योत्स्यमानानवेक्षेऽहं य एतेऽत्र समागताः। धार्तराष्ट्रस्य दुर्बुद्धेर्युद्धे प्रियचिकीर्षवः॥

yoktsyamānān avekṣe 'haṃ ya ete 'tra samāgatāḥ / dhārtarāṣṭrasya durbuddher yuddhe priyacikīrṣavaḥ

Arjuna calls Duryodhana evil-minded — the last moment of moral clarity before grief clouds everything.

Word by word (5)
yoktsyamānān avekṣe aham
— I will survey those who are about to fight
ya ete atra samāgatāḥ
— those who have assembled here
dhārtarāṣṭrasya
— of Dhritarashtra's son (Duryodhana)
durbuddheḥ
— the evil-minded / the wrong-thinking · Arjuna here states clearly his assessment of Duryodhana: durbuddhi (wrong-minded). He has no ambiguity about who started this war and why.
yuddhe priya-cikīrṣavaḥ
— desirous of pleasing in battle / wishing to do what is pleasing to (Duryodhana) in war

'Let me see all those who have come to fight — those who wish to please Duryodhana, the wrong-thinking son of Dhritarashtra, in this battle.' (Arjuna has no ambiguity here — he knows why this war began and who caused it.)

A modern analogy

A lawyer who must cross-examine a witness they know personally. They have no doubt about the legal truth of what they're doing — but doing it to someone they care about is another matter entirely. The professional clarity and the personal anguish can coexist.

What it does NOT mean

Arjuna's imminent grief is sometimes misread as moral confusion about whether the war is just. This verse clarifies: Arjuna has no confusion about who is wrong here. His grief comes not from moral uncertainty but from love — he knows the war is necessary AND it will destroy people he loves. These are both true. The Gita teaches how to act from the first truth even while feeling the second.

Take with you

  • Arjuna's imminent grief is not moral confusion — he is clear about who is wrong. His grief is about love, not about doubt.
  • The ability to see someone as both 'wrong' and 'loved' simultaneously is one of the most difficult human capacities.
  • Clarity about what is right does not automatically make acting on it easier when personal costs are high.

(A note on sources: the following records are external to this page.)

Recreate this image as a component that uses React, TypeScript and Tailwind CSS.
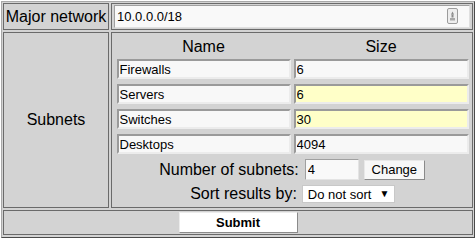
import React from "react";

const cell = "border border-[#6a6a6a] bg-[#d3d3d3]";
const inputCls =
  "block box-border h-[20px] border-2 border-t-[#9a9a9a] border-l-[#9a9a9a] border-b-[#ececec] border-r-[#ececec] px-[1px] text-[13px] leading-none outline-none font-['Liberation_Sans',Arial,sans-serif] text-black";

function Field({ value, yellow, w }: { value: string; yellow?: boolean; w: string }) {
  return (
    <input
      readOnly
      value={value}
      className={`${inputCls} ${w} ${yellow ? "bg-[#ffffc8]" : "bg-[#f8f8f8]"}`}
    />
  );
}

export default function App() {
  const rows = [
    { name: "Firewalls", size: "6", yellow: false },
    { name: "Servers", size: "6", yellow: true },
    { name: "Switches", size: "30", yellow: true },
    { name: "Desktops", size: "4094", yellow: false },
  ];
  return (
    <div className="w-[475px] h-[240px] bg-white pt-[1px] pl-[1px] font-['Liberation_Sans',Arial,sans-serif] text-black">
      <div className="box-border w-[474px] h-[237px] border border-t-[#a8a8a8] border-l-[#a8a8a8] border-b-[#4a4a4a] border-r-[#4a4a4a] bg-[#d3d3d3] pt-[1px] pl-[1px] pr-[1px] pb-[2px] grid grid-cols-[106px_362px] grid-rows-[27px_176px_25px] gap-[2px]">
        {/* Row 1 */}
        <div className={`${cell} flex items-center justify-center text-[16px] leading-none`}>
          Major network
        </div>
        <div className={`${cell} flex items-center pl-[2px]`}>
          <div className="relative">
            <input
              readOnly
              value="10.0.0.0/18"
              className="block box-border w-[356px] h-[23px] bg-[#f9f9f9] border border-t-[#a0a0a0] border-l-[#a0a0a0] border-b-[#e0e0e0] border-r-[#e0e0e0] pl-[2px] text-[13px] outline-none font-['Liberation_Sans',Arial,sans-serif] text-black"
            />
            <svg
              className="absolute left-[333px] top-[3px]"
              width="11"
              height="16"
              viewBox="0 0 11 16"
            >
              <rect x="0.5" y="0.5" width="10" height="15" rx="1.5" fill="#eeeeee" stroke="#9c9c9c" />
              <path d="M5.5 3.5 L7 6.5 L4 6.5 Z" fill="#8a8a8a" />
              <rect x="4.5" y="6.5" width="2" height="3" fill="#8a8a8a" />
              <rect x="3" y="10" width="5" height="2.5" fill="#a8a8a8" />
            </svg>
          </div>
        </div>

        {/* Row 2 */}
        <div className={`${cell} flex items-center justify-center text-[16px] leading-none`}>
          Subnets
        </div>
        <div className={`${cell} flex flex-col items-center`}>
          <div className="grid grid-cols-[174px_175px] gap-x-[3px] ml-[1px]">
            <div className="h-[26px] flex items-center justify-center text-[16px] leading-none pt-[1px]">
              Name
            </div>
            <div className="h-[26px] flex items-center justify-center text-[16px] leading-none pt-[1px]">
              Size
            </div>
            {rows.map((r, i) => (
              <React.Fragment key={r.name}>
                <div className={i > 0 ? "mt-[5px]" : ""}>
                  <Field value={r.name} w="w-[174px]" />
                </div>
                <div className={i > 0 ? "mt-[5px]" : ""}>
                  <Field value={r.size} yellow={r.yellow} w="w-[175px]" />
                </div>
              </React.Fragment>
            ))}
          </div>
          <div className="mt-[5px] flex items-center h-[21px]">
            <span className="text-[16px] leading-none mr-[6px]">Number of subnets:</span>
            <input
              readOnly
              value="4"
              className="block box-border w-[54px] h-[21px] bg-[#f9f9f9] border border-t-[#a0a0a0] border-l-[#a0a0a0] border-b-[#e4e4e4] border-r-[#e4e4e4] pl-[2px] text-[13px] outline-none font-['Liberation_Sans',Arial,sans-serif] text-black"
            />
            <button className="ml-[5px] box-border w-[61px] h-[20px] bg-[#f7f7f7] border border-t-[#e8e8e8] border-l-[#e8e8e8] border-b-[#8a8a8a] border-r-[#8a8a8a] text-[13px] leading-none font-['Liberation_Sans',Arial,sans-serif] text-black">
              Change
            </button>
          </div>
          <div className="mt-[5px] flex items-center h-[18px] ml-[1px]">
            <span className="text-[16px] leading-none mr-[5px]">Sort results by:</span>
            <div className="box-border w-[93px] h-[18px] bg-white border border-[#c8c8c8] flex items-center pl-[5px] text-[13px] leading-none">
              <span>Do not sort</span>
              <span className="ml-[8px] text-[10px]">▼</span>
            </div>
          </div>
        </div>

        {/* Row 3 */}
        <div className={`${cell} col-span-2 flex items-center justify-center`}>
          <button className="box-border w-[119px] h-[21px] bg-white border border-t-[#ececec] border-l-[#ececec] border-b-[#8a8a8a] border-r-[#8a8a8a] text-[13px] font-bold leading-none font-['Liberation_Sans',Arial,sans-serif] text-black">
            Submit
          </button>
        </div>
      </div>
    </div>
  );
}
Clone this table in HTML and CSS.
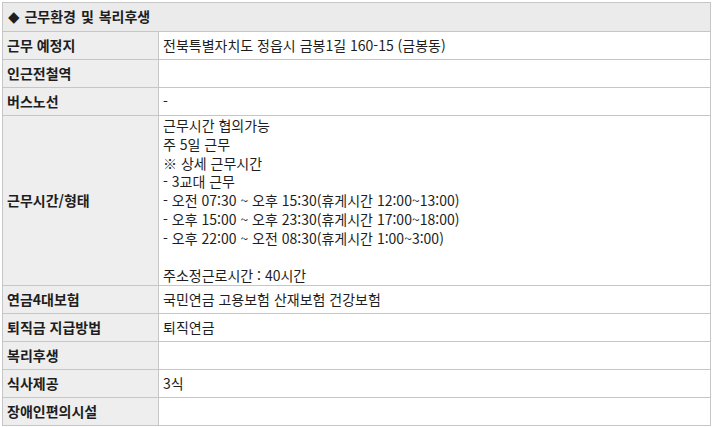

Verse 23 ends Arjuna's first speech and establishes his moral clarity before the grief begins. He calls Duryodhana 'durbuddhi' — wrong-minded, evil-willed. This is Arjuna's last unambiguous moral statement for some time: he knows what is right, he knows who started this war, and he is prepared to act. Then he looks. The structure of Chapter 1 is thus: moral clarity → sight of loved ones → emotional collapse → surrender to teacher → the teaching begins. The Gita does not begin with ignorance but with clarity that is not yet deep enough to survive seeing. Real wisdom is not just knowing what is right — it is the capacity to act rightly even when what you love is at stake.

Public-domain translations (2) compare all →

I will behold those who have assembled here ready to fight, wishing to do service in battle to the evil-minded son of Dhritarashtra. [4]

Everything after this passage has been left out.